After 13 years of work, Rush had forged a real identity, shaking loose the heavy-metal tag that had burdened the band for so long. "We never considered ourselves a heavy metal group, anyway," snaps blond guitarist Alex Lifeson. "We feel we have more to offer than that."
At the same time, Rush was playing an exhaustive tour that took the band from Kalamazoo, Michigan on February 20 to East Troy, New York on July 5. There was hard]y a free night in between. Man for man, Rush was making itself the biggest North American rock group of spring 1981: The band would go on to play 79 concerts for 905,000 fans, and rake in over $4 million. Unlike the room-demolishing quintet REO Speedwagon, Rush had only three members to divide the spoils among, and never had to dip into its earnings to pay for hotel damages.
"We have better things to do with our time and money," insists a management spokesman; for example, making sure that Rush albums are engineered and manufactured with a bit more subtlety than the rules of hard rock demand, using a special EQ and digital mastering for a warm FM sound with plenty of depth. The story of this past spring's breakthrough success is largely the story of how Pictures was made.
"At Stony Lake, Ontario the previous August," Neil Peart recalls dryly, "we were banished to the barn where we rehearse, and we began assembling ideas. On August 31 we returned to Phase One Studio in Toronto and put together some rough demos of the five songs we'd written at the barn." With the band was producer Terry Brown, who "fouled the air with Gitanes cigarettes," according to Neil, "and offered criticism and suggestions." A sixth song, "Witch Hunt" (Peart's most up-to-date celebration of freedom of choice), was picked unanimously for the forthcoming album's "full-fledged production number," to be recorded and overdubbed along the lines of the earlier "Madrigal."
At one point the proceedings turned almost as sinister as a real New England witch hunt. Explains Peart: "Recording the introduction was a very strange endeavor. We assembled a 'Vigilante Choir' [the song makes reference to witch-hunting 'vigilantes' like the Rev. Jerry Falwell] made up of the band, our equipment people and friends. The choir sang out in the snow; then we got the sound of the 'haunted child' at the beginning. Though the main thrust of our work has always been directed toward live presentation, sometimes it's nice to take a small dose of studio indulgence."
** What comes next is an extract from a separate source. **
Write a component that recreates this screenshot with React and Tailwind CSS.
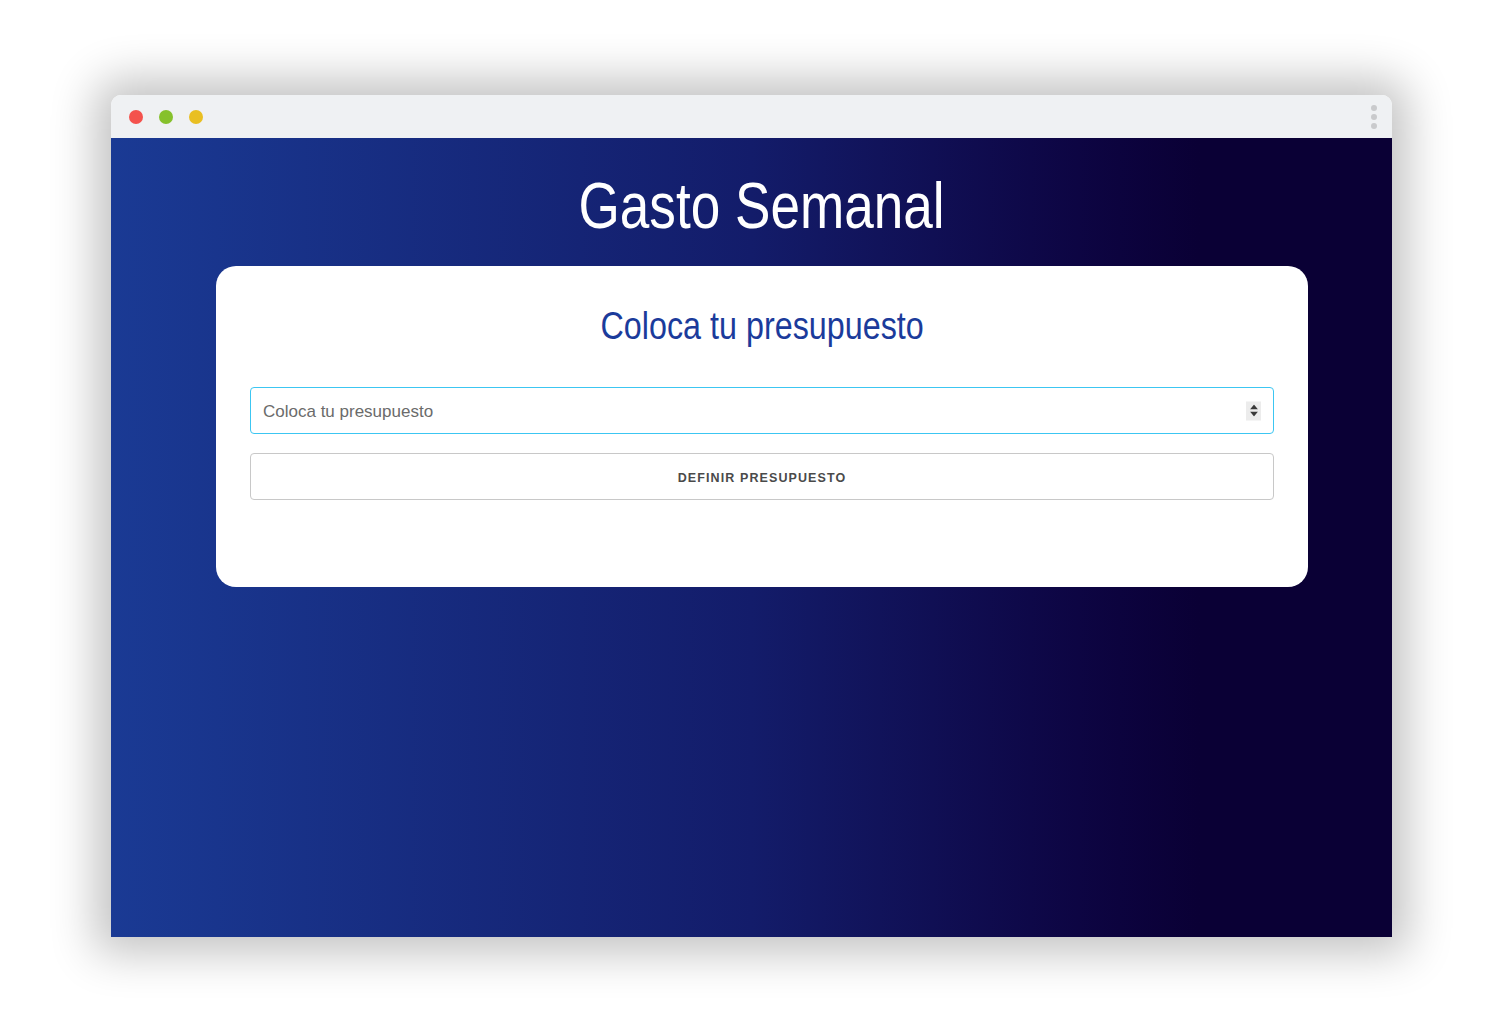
import React from 'react';

const Dot = ({ color }) => <span className={`w-[14px] h-[14px] rounded-full ${color}`} />;

const App = () => {
  return (
    <div className="w-full h-[1018px] bg-white pt-[95px] pl-[111px]" style={{ fontFamily: '"Liberation Sans", Arial, sans-serif' }}>
      <div className="w-[1281px] h-[842px] flex flex-col rounded-t-[10px] shadow-[0_0_45px_16px_rgba(0,0,0,0.24)]">
        {/* title bar */}
        <div className="h-[43px] flex items-center justify-between bg-[#eff1f3] rounded-t-[10px] pl-[18px] pr-[15px]">
          <div className="flex items-center gap-[16px]">
            <Dot color="bg-[#f4524d]" />
            <Dot color="bg-[#86c12c]" />
            <Dot color="bg-[#e9bf22]" />
          </div>
          <div className="flex flex-col gap-[3px]">
            <span className="w-[6px] h-[6px] rounded-full bg-[#c9cacc]" />
            <span className="w-[6px] h-[6px] rounded-full bg-[#c9cacc]" />
            <span className="w-[6px] h-[6px] rounded-full bg-[#c9cacc]" />
          </div>
        </div>

        {/* page */}
        <div className="flex-1 bg-linear-to-r from-[#1a3a94] via-[#131c6a] via-50% to-[#0a0035] to-85% pl-[105px] pr-[84px] pt-[30px]">
          <h1 className="text-center text-white text-[64px] leading-[76px]">
            <span className="inline-block scale-x-[0.83]">Gasto Semanal</span>
          </h1>

          <div className="mt-[22px] bg-white rounded-[20px] px-[34px] pt-[36px] pb-[87px]">
            <h2 className="text-center text-[#1b3b9b] text-[38px] leading-[48px]">
              <span className="inline-block scale-x-[0.85]">Coloca tu presupuesto</span>
            </h2>

            <div className="relative mt-[37px]">
              <input
                type="text"
                placeholder="Coloca tu presupuesto"
                className="w-full h-[47px] border-[1.5px] border-[#3cc6f2] rounded-[4px] px-[12px] pt-[2px] text-[17px] text-[#555] placeholder:text-[#6b6b6b] outline-none"
              />
              <div className="absolute right-[13px] top-1/2 -translate-y-1/2 w-[15px] h-[19px] bg-[#ececec] flex flex-col items-center justify-center gap-[2px]">
                <svg width="8" height="5" viewBox="0 0 8 5"><path d="M4 0L8 5H0z" fill="#3a3a3a" /></svg>
                <svg width="8" height="5" viewBox="0 0 8 5"><path d="M0 0h8L4 5z" fill="#3a3a3a" /></svg>
              </div>
            </div>

            <button className="mt-[19px] w-full h-[47px] pt-[4px] border-[1.5px] border-[#c8c8c8] rounded-[4px] bg-white text-[12.5px] font-bold tracking-[1.1px] text-[#4a4a4a] uppercase">
              Definir presupuesto
            </button>
          </div>
        </div>
      </div>
    </div>
  );
};

export default App;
In September Rush made the kind of move that can spell the difference between a Top 10 and a Top Three album, embarking on a whirlwind eastern seaboard tour to play some of the new songs live and iron out kinks in the arrangements. "We rehearsed the completed songs whenever possible," says Peart, "and introduced 'Tom Sawyer' and 'Limelight' into our shows, although both underwent some changes before being committed to tape."
When the trio returned to Morin Heights, Quebec on October 2, it had those two songs down so tightly that it was no wonder they were all over international radio a few months later. Significantly, both were in unusually low keys for singer Geddy Lee.
"You've got to face it," Lee admits. "[Before Moving Pictures] we had a very raw sound, and a lot of people didn't want to put that sound on the radio. Also, I had a very weird voice that people didn't think was suitable." Rush dropped the key signatures just enough to force Geddy to sing in a smoky baritone instead of the countertenor wail he'd made famous. Programmers and even housewives couldn't resist the new Rush sound, with its controlled vocals and its even rhythms. "All through the album," says Geddy, "we'd lock into a groove, and we'd stay there for a while and hang out. It was a nice change from our old stuff; it didn't seem so abrupt."
Adds Jim Sotet, PolyGram Records Executive for National Album Promotion: "Moving Pictures has also been successful because Rush has remained loyal to a rock & roll style. When the group fiddles with reggae on 'Vital Signs,' you don't hear any trendy Kingston accent in the vocal. Rush has never been swayed by fads or by the public relations side of the music business. You never heard a Rush disco record, did you? Even when the guys alter their sound, it's got to be on their own terms."
The latest Rush record, Exit... Stage Left!, is a double live set that reinterprets songs drawn largely from the four studio LPs made since All The World's A Stage. Like all Rush's recent work, the project was carried out under strict band supervision.
"Yes, we made a few repairs to the record," Neil Peart confides. "A part here and there would ruin an otherwise perfect song, so we patched up the odd bit. Sometimes we had hit the wrong thing or gone suddenly out of tune. When the two worlds of concerts and studios collide," he explains, "it creates a real pressure zone for us. It would be so much easier if we were perfect!"
Peart's penchant for getting things right has been a Rush hallmark ever since the slim, dark drummer joined the band in 1974. A Toronto native, Peart tried out his sticks and mallets in Britain, hoping to establish a reputation, but when childhood friends Geddy Lee and Alex Lifeson fell out with Rush charter drummer John Rutsey after one LP, Peart discovered his real niche.
"We had a pretty definite idea as to what we wanted," Lee explains, "and as soon as Neil came in and sat behind his kit, we just knew he was right. He was doing things we'd always wanted to hear behind our music -- and Neil is also our man of words." It was Peart's imagination that fueled the futurist space musical 2112 in 1976, and since then he's often been regarded as a near-supernatural being by Rush's trippier fans. But Peart, who lives at a farmhouse and whose tastes run to sailing, skiing and hockey rather than to seances, wants the crowds to understand that he and his partners are people, not "demigods."
Rush will have its hands full till spring with rehearsals and tours of Europe and the U.S. The group is making use of these two dozen or more planned dates to try out the new song "Subdivisions" which, like "Tom Sawyer," is expected to make some headway as a 45.
But when the powerhouse returns to record in Canada in 1982, bands like Van Halen will have to gird themselves more tightly for battle if they hope to beat Rush on its own rock-hard North American ground.